─── SUPPLIED DATA ───

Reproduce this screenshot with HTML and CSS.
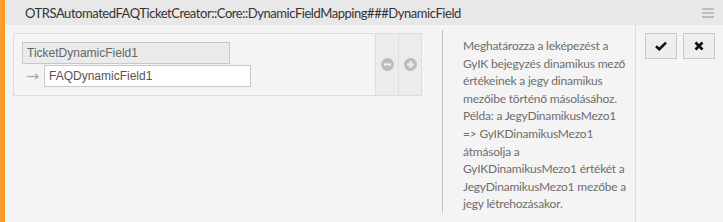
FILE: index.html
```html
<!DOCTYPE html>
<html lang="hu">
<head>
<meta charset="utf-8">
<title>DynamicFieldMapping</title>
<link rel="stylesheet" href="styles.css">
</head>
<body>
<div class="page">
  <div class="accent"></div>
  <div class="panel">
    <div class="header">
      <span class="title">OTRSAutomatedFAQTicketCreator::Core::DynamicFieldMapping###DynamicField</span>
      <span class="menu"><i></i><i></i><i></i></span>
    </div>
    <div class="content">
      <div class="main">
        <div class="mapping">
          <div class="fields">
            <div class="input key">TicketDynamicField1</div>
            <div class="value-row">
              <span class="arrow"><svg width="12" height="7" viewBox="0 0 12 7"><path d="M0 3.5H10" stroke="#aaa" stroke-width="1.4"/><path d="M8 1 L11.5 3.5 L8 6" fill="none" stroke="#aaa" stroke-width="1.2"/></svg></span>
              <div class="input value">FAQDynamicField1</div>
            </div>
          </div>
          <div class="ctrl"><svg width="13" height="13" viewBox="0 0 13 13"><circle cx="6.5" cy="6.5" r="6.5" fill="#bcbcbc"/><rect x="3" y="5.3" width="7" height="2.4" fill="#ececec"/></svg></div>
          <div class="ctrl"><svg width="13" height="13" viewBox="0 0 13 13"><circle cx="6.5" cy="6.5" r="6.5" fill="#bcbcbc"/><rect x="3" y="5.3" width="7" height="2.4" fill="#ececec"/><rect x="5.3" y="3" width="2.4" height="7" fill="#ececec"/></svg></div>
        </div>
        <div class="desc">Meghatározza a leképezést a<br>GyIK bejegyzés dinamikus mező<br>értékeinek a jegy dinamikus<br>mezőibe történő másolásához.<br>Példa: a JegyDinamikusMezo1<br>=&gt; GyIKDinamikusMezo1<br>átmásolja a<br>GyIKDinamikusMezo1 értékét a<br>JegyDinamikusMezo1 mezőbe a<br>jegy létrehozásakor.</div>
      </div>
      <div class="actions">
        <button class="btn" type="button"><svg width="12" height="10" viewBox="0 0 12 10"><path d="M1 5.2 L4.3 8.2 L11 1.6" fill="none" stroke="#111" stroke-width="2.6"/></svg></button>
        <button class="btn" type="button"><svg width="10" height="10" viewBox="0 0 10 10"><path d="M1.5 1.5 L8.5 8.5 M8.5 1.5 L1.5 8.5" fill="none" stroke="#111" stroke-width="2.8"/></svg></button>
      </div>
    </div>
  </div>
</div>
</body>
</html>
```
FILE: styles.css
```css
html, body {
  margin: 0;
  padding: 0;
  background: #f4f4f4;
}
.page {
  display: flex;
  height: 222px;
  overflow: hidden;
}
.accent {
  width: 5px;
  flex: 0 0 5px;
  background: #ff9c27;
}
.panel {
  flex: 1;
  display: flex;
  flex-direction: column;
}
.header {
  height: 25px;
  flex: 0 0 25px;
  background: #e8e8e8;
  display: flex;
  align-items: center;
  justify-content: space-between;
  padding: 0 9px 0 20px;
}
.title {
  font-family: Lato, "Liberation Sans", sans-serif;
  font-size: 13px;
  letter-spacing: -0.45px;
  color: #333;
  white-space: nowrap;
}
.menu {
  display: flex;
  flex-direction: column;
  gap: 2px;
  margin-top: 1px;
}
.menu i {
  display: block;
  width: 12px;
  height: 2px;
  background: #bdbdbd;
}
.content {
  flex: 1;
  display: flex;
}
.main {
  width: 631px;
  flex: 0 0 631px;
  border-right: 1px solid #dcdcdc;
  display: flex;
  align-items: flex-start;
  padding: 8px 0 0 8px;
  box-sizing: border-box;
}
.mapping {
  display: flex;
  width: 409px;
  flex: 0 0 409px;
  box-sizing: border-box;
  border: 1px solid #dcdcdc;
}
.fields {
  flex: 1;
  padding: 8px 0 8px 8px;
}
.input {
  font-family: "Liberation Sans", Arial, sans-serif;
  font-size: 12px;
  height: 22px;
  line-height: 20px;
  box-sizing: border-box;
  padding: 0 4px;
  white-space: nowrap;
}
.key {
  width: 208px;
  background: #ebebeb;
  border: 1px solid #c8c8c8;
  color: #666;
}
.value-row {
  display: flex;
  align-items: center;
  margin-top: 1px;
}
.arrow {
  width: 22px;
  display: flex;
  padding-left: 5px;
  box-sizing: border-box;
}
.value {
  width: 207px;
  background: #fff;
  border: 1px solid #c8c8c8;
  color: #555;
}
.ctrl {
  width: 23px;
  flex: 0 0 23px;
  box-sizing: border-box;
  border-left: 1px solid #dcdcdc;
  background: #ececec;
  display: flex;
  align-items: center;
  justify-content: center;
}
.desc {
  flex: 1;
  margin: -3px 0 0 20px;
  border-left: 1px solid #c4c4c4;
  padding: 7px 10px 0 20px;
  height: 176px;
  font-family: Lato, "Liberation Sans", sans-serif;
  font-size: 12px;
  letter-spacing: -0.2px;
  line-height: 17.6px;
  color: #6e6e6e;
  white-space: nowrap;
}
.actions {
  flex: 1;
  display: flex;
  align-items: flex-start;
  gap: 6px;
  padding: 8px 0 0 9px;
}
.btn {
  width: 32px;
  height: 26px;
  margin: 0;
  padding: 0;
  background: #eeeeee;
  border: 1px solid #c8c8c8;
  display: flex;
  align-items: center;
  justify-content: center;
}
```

───

* [WHAT THE EXERCISE ASKS]
Return the listing above in full and without alteration, excluding its pictures.

* [IN RESPONSE]
Reproduce this screenshot with HTML and CSS.
FILE: index.html
```html
<!DOCTYPE html>
<html lang="hu">
<head>
<meta charset="utf-8">
<title>DynamicFieldMapping</title>
<link rel="stylesheet" href="styles.css">
</head>
<body>
<div class="page">
  <div class="accent"></div>
  <div class="panel">
    <div class="header">
      <span class="title">OTRSAutomatedFAQTicketCreator::Core::DynamicFieldMapping###DynamicField</span>
      <span class="menu"><i></i><i></i><i></i></span>
    </div>
    <div class="content">
      <div class="main">
        <div class="mapping">
          <div class="fields">
            <div class="input key">TicketDynamicField1</div>
            <div class="value-row">
              <span class="arrow"><svg width="12" height="7" viewBox="0 0 12 7"><path d="M0 3.5H10" stroke="#aaa" stroke-width="1.4"/><path d="M8 1 L11.5 3.5 L8 6" fill="none" stroke="#aaa" stroke-width="1.2"/></svg></span>
              <div class="input value">FAQDynamicField1</div>
            </div>
          </div>
          <div class="ctrl"><svg width="13" height="13" viewBox="0 0 13 13"><circle cx="6.5" cy="6.5" r="6.5" fill="#bcbcbc"/><rect x="3" y="5.3" width="7" height="2.4" fill="#ececec"/></svg></div>
          <div class="ctrl"><svg width="13" height="13" viewBox="0 0 13 13"><circle cx="6.5" cy="6.5" r="6.5" fill="#bcbcbc"/><rect x="3" y="5.3" width="7" height="2.4" fill="#ececec"/><rect x="5.3" y="3" width="2.4" height="7" fill="#ececec"/></svg></div>
        </div>
        <div class="desc">Meghatározza a leképezést a<br>GyIK bejegyzés dinamikus mező<br>értékeinek a jegy dinamikus<br>mezőibe történő másolásához.<br>Példa: a JegyDinamikusMezo1<br>=&gt; GyIKDinamikusMezo1<br>átmásolja a<br>GyIKDinamikusMezo1 értékét a<br>JegyDinamikusMezo1 mezőbe a<br>jegy létrehozásakor.</div>
      </div>
      <div class="actions">
        <button class="btn" type="button"><svg width="12" height="10" viewBox="0 0 12 10"><path d="M1 5.2 L4.3 8.2 L11 1.6" fill="none" stroke="#111" stroke-width="2.6"/></svg></button>
        <button class="btn" type="button"><svg width="10" height="10" viewBox="0 0 10 10"><path d="M1.5 1.5 L8.5 8.5 M8.5 1.5 L1.5 8.5" fill="none" stroke="#111" stroke-width="2.8"/></svg></button>
      </div>
    </div>
  </div>
</div>
</body>
</html>
```
FILE: styles.css
```css
html, body {
  margin: 0;
  padding: 0;
  background: #f4f4f4;
}
.page {
  display: flex;
  height: 222px;
  overflow: hidden;
}
.accent {
  width: 5px;
  flex: 0 0 5px;
  background: #ff9c27;
}
.panel {
  flex: 1;
  display: flex;
  flex-direction: column;
}
.header {
  height: 25px;
  flex: 0 0 25px;
  background: #e8e8e8;
  display: flex;
  align-items: center;
  justify-content: space-between;
  padding: 0 9px 0 20px;
}
.title {
  font-family: Lato, "Liberation Sans", sans-serif;
  font-size: 13px;
  letter-spacing: -0.45px;
  color: #333;
  white-space: nowrap;
}
.menu {
  display: flex;
  flex-direction: column;
  gap: 2px;
  margin-top: 1px;
}
.menu i {
  display: block;
  width: 12px;
  height: 2px;
  background: #bdbdbd;
}
.content {
  flex: 1;
  display: flex;
}
.main {
  width: 631px;
  flex: 0 0 631px;
  border-right: 1px solid #dcdcdc;
  display: flex;
  align-items: flex-start;
  padding: 8px 0 0 8px;
  box-sizing: border-box;
}
.mapping {
  display: flex;
  width: 409px;
  flex: 0 0 409px;
  box-sizing: border-box;
  border: 1px solid #dcdcdc;
}
.fields {
  flex: 1;
  padding: 8px 0 8px 8px;
}
.input {
  font-family: "Liberation Sans", Arial, sans-serif;
  font-size: 12px;
  height: 22px;
  line-height: 20px;
  box-sizing: border-box;
  padding: 0 4px;
  white-space: nowrap;
}
.key {
  width: 208px;
  background: #ebebeb;
  border: 1px solid #c8c8c8;
  color: #666;
}
.value-row {
  display: flex;
  align-items: center;
  margin-top: 1px;
}
.arrow {
  width: 22px;
  display: flex;
  padding-left: 5px;
  box-sizing: border-box;
}
.value {
  width: 207px;
  background: #fff;
  border: 1px solid #c8c8c8;
  color: #555;
}
.ctrl {
  width: 23px;
  flex: 0 0 23px;
  box-sizing: border-box;
  border-left: 1px solid #dcdcdc;
  background: #ececec;
  display: flex;
  align-items: center;
  justify-content: center;
}
.desc {
  flex: 1;
  margin: -3px 0 0 20px;
  border-left: 1px solid #c4c4c4;
  padding: 7px 10px 0 20px;
  height: 176px;
  font-family: Lato, "Liberation Sans", sans-serif;
  font-size: 12px;
  letter-spacing: -0.2px;
  line-height: 17.6px;
  color: #6e6e6e;
  white-space: nowrap;
}
.actions {
  flex: 1;
  display: flex;
  align-items: flex-start;
  gap: 6px;
  padding: 8px 0 0 9px;
}
.btn {
  width: 32px;
  height: 26px;
  margin: 0;
  padding: 0;
  background: #eeeeee;
  border: 1px solid #c8c8c8;
  display: flex;
  align-items: center;
  justify-content: center;
}
```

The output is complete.